**EXERCISE DIRECTIONS:**
Quote all of the data exactly as given. Skip every picture it contains.

* Start SUPPLIED DATA *

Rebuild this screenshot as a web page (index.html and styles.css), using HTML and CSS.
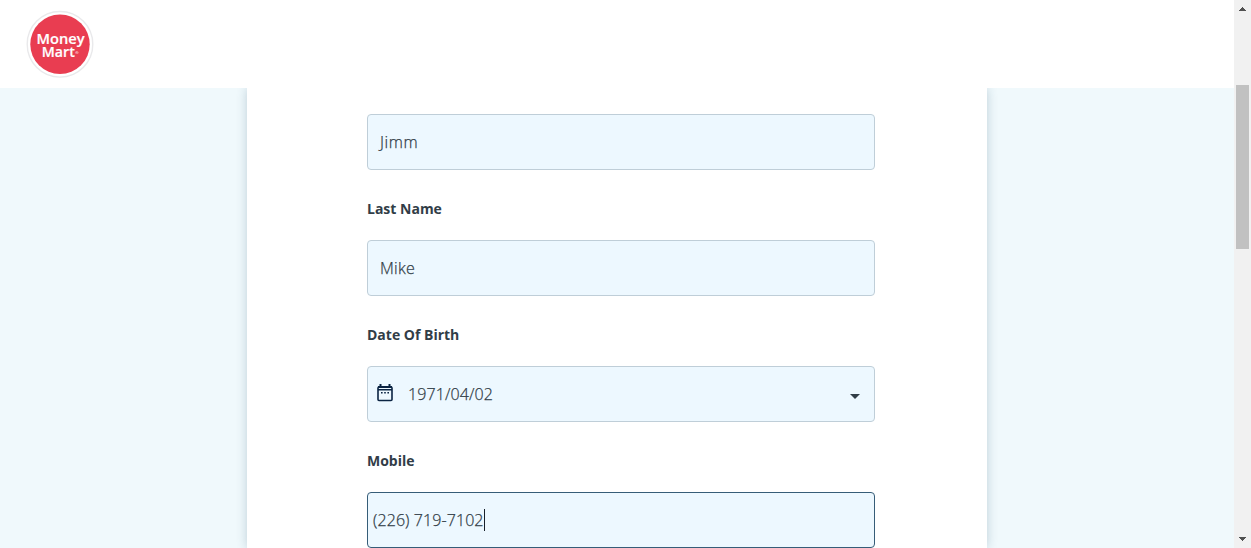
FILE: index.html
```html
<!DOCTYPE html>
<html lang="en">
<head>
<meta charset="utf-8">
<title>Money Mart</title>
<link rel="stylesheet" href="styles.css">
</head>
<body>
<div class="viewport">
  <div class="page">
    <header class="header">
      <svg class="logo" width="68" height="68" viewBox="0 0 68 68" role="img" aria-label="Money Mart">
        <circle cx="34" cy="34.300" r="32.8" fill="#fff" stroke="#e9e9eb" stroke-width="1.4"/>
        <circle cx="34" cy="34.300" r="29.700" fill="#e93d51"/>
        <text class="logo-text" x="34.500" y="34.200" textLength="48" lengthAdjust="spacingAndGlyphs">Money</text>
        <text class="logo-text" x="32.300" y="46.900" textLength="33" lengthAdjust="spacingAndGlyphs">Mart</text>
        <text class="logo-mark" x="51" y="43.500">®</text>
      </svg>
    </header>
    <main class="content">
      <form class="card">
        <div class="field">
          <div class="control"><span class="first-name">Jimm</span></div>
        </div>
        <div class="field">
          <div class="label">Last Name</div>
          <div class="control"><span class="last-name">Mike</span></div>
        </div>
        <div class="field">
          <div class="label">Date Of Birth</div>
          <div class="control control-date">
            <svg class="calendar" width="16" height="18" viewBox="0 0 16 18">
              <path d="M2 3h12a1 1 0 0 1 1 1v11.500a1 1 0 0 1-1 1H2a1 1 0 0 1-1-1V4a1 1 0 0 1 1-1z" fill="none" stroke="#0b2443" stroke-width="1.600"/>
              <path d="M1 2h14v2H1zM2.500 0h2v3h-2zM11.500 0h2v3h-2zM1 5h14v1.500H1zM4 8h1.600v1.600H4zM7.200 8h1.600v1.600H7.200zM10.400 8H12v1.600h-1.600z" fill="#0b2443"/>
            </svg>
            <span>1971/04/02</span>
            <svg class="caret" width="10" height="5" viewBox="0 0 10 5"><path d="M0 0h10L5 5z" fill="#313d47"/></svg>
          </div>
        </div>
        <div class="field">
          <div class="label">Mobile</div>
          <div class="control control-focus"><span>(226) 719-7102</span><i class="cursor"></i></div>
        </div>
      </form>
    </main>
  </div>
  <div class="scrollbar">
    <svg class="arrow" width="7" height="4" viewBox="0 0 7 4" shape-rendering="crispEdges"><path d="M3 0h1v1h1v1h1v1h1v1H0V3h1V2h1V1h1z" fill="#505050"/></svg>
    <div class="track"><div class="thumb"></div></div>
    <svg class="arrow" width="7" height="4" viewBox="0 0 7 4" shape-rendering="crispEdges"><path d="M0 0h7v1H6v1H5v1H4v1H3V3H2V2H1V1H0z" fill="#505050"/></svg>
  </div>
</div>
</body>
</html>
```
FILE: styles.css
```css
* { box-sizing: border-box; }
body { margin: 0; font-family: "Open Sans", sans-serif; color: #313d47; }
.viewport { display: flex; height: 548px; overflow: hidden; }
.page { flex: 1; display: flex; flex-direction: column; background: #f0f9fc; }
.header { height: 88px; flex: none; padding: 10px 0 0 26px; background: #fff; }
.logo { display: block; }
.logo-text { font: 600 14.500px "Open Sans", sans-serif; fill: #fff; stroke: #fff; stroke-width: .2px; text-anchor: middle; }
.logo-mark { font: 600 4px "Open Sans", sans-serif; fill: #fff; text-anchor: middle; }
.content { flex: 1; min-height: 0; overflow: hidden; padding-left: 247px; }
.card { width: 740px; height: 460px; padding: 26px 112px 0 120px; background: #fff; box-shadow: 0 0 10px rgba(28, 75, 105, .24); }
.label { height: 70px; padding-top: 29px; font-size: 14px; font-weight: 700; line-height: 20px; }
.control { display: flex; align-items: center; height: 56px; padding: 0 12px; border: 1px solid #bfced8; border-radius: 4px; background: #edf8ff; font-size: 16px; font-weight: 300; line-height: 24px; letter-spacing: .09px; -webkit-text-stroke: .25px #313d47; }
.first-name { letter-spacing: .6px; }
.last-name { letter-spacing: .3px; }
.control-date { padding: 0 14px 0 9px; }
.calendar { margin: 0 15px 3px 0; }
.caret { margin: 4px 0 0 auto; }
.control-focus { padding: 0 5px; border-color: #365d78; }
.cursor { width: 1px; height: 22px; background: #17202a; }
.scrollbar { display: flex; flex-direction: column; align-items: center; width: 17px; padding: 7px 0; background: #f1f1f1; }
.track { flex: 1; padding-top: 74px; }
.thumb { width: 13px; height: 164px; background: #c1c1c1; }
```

* End SUPPLIED DATA *

**RESULT OF THE EXERCISE:**
Rebuild this screenshot as a web page (index.html and styles.css), using HTML and CSS.
FILE: index.html
```html
<!DOCTYPE html>
<html lang="en">
<head>
<meta charset="utf-8">
<title>Money Mart</title>
<link rel="stylesheet" href="styles.css">
</head>
<body>
<div class="viewport">
  <div class="page">
    <header class="header">
      <svg class="logo" width="68" height="68" viewBox="0 0 68 68" role="img" aria-label="Money Mart">
        <circle cx="34" cy="34.300" r="32.8" fill="#fff" stroke="#e9e9eb" stroke-width="1.4"/>
        <circle cx="34" cy="34.300" r="29.700" fill="#e93d51"/>
        <text class="logo-text" x="34.500" y="34.200" textLength="48" lengthAdjust="spacingAndGlyphs">Money</text>
        <text class="logo-text" x="32.300" y="46.900" textLength="33" lengthAdjust="spacingAndGlyphs">Mart</text>
        <text class="logo-mark" x="51" y="43.500">®</text>
      </svg>
    </header>
    <main class="content">
      <form class="card">
        <div class="field">
          <div class="control"><span class="first-name">Jimm</span></div>
        </div>
        <div class="field">
          <div class="label">Last Name</div>
          <div class="control"><span class="last-name">Mike</span></div>
        </div>
        <div class="field">
          <div class="label">Date Of Birth</div>
          <div class="control control-date">
            <svg class="calendar" width="16" height="18" viewBox="0 0 16 18">
              <path d="M2 3h12a1 1 0 0 1 1 1v11.500a1 1 0 0 1-1 1H2a1 1 0 0 1-1-1V4a1 1 0 0 1 1-1z" fill="none" stroke="#0b2443" stroke-width="1.600"/>
              <path d="M1 2h14v2H1zM2.500 0h2v3h-2zM11.500 0h2v3h-2zM1 5h14v1.500H1zM4 8h1.600v1.600H4zM7.200 8h1.600v1.600H7.200zM10.400 8H12v1.600h-1.600z" fill="#0b2443"/>
            </svg>
            <span>1971/04/02</span>
            <svg class="caret" width="10" height="5" viewBox="0 0 10 5"><path d="M0 0h10L5 5z" fill="#313d47"/></svg>
          </div>
        </div>
        <div class="field">
          <div class="label">Mobile</div>
          <div class="control control-focus"><span>(226) 719-7102</span><i class="cursor"></i></div>
        </div>
      </form>
    </main>
  </div>
  <div class="scrollbar">
    <svg class="arrow" width="7" height="4" viewBox="0 0 7 4" shape-rendering="crispEdges"><path d="M3 0h1v1h1v1h1v1h1v1H0V3h1V2h1V1h1z" fill="#505050"/></svg>
    <div class="track"><div class="thumb"></div></div>
    <svg class="arrow" width="7" height="4" viewBox="0 0 7 4" shape-rendering="crispEdges"><path d="M0 0h7v1H6v1H5v1H4v1H3V3H2V2H1V1H0z" fill="#505050"/></svg>
  </div>
</div>
</body>
</html>
```
FILE: styles.css
```css
* { box-sizing: border-box; }
body { margin: 0; font-family: "Open Sans", sans-serif; color: #313d47; }
.viewport { display: flex; height: 548px; overflow: hidden; }
.page { flex: 1; display: flex; flex-direction: column; background: #f0f9fc; }
.header { height: 88px; flex: none; padding: 10px 0 0 26px; background: #fff; }
.logo { display: block; }
.logo-text { font: 600 14.500px "Open Sans", sans-serif; fill: #fff; stroke: #fff; stroke-width: .2px; text-anchor: middle; }
.logo-mark { font: 600 4px "Open Sans", sans-serif; fill: #fff; text-anchor: middle; }
.content { flex: 1; min-height: 0; overflow: hidden; padding-left: 247px; }
.card { width: 740px; height: 460px; padding: 26px 112px 0 120px; background: #fff; box-shadow: 0 0 10px rgba(28, 75, 105, .24); }
.label { height: 70px; padding-top: 29px; font-size: 14px; font-weight: 700; line-height: 20px; }
.control { display: flex; align-items: center; height: 56px; padding: 0 12px; border: 1px solid #bfced8; border-radius: 4px; background: #edf8ff; font-size: 16px; font-weight: 300; line-height: 24px; letter-spacing: .09px; -webkit-text-stroke: .25px #313d47; }
.first-name { letter-spacing: .6px; }
.last-name { letter-spacing: .3px; }
.control-date { padding: 0 14px 0 9px; }
.calendar { margin: 0 15px 3px 0; }
.caret { margin: 4px 0 0 auto; }
.control-focus { padding: 0 5px; border-color: #365d78; }
.cursor { width: 1px; height: 22px; background: #17202a; }
.scrollbar { display: flex; flex-direction: column; align-items: center; width: 17px; padding: 7px 0; background: #f1f1f1; }
.track { flex: 1; padding-top: 74px; }
.thumb { width: 13px; height: 164px; background: #c1c1c1; }
```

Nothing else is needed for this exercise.